What Happens If This IS the Standard?
Consider what could happen if owning, managing and operating a website could not be infringement of the content on that site. Company A could make a perfect copy of everything on the New York Time's website, for example, and sell it to Company B.
Company B could then sell access to that content in perpetuity and compete with nytimes.com itself, with no worry of copyright infringement. Or it could provide it for free, like BDG is alleged to have done with this photographer's photos, and just sell ads. That cannot be the right result.
Of course, none of those arguments were before the Court. In the briefing and in the complaint, Plaintiff instead focused simply on citing a few cases saying that transmitting a copy of a website can be copyright infringement. But—per the Court—those cases are easily distinguished as involving websites where the accused infringer had made the images available in the first place.
And you can't fault the Court for taking the arguments as they are presented.
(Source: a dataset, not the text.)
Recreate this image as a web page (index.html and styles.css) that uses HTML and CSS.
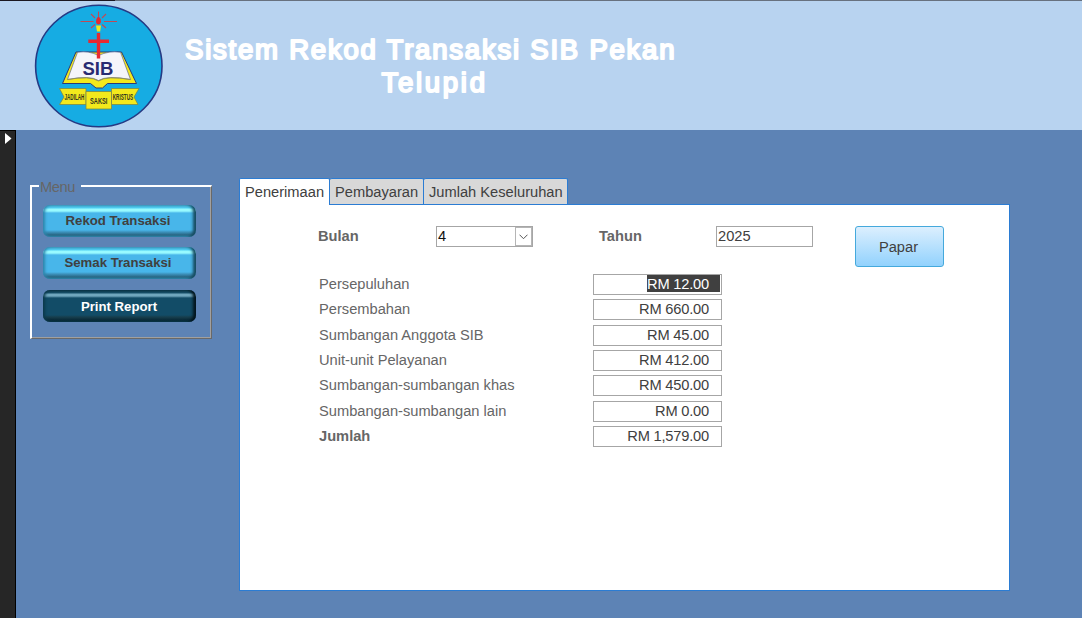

In my view, plaintiff really needed to spend some time explaining (and pleading) exactly how web sites and web servers work. With that understanding, the facts as alleged set out a clear-cut instance of copyright infringement. Yes, the "patent lawyer effect" is a real thing, where attorneys with certain backgrounds sometimes trend towards hyper-technical and unhelpful briefing, losing the forest for the trees. But this shows that the reverse can be true as well.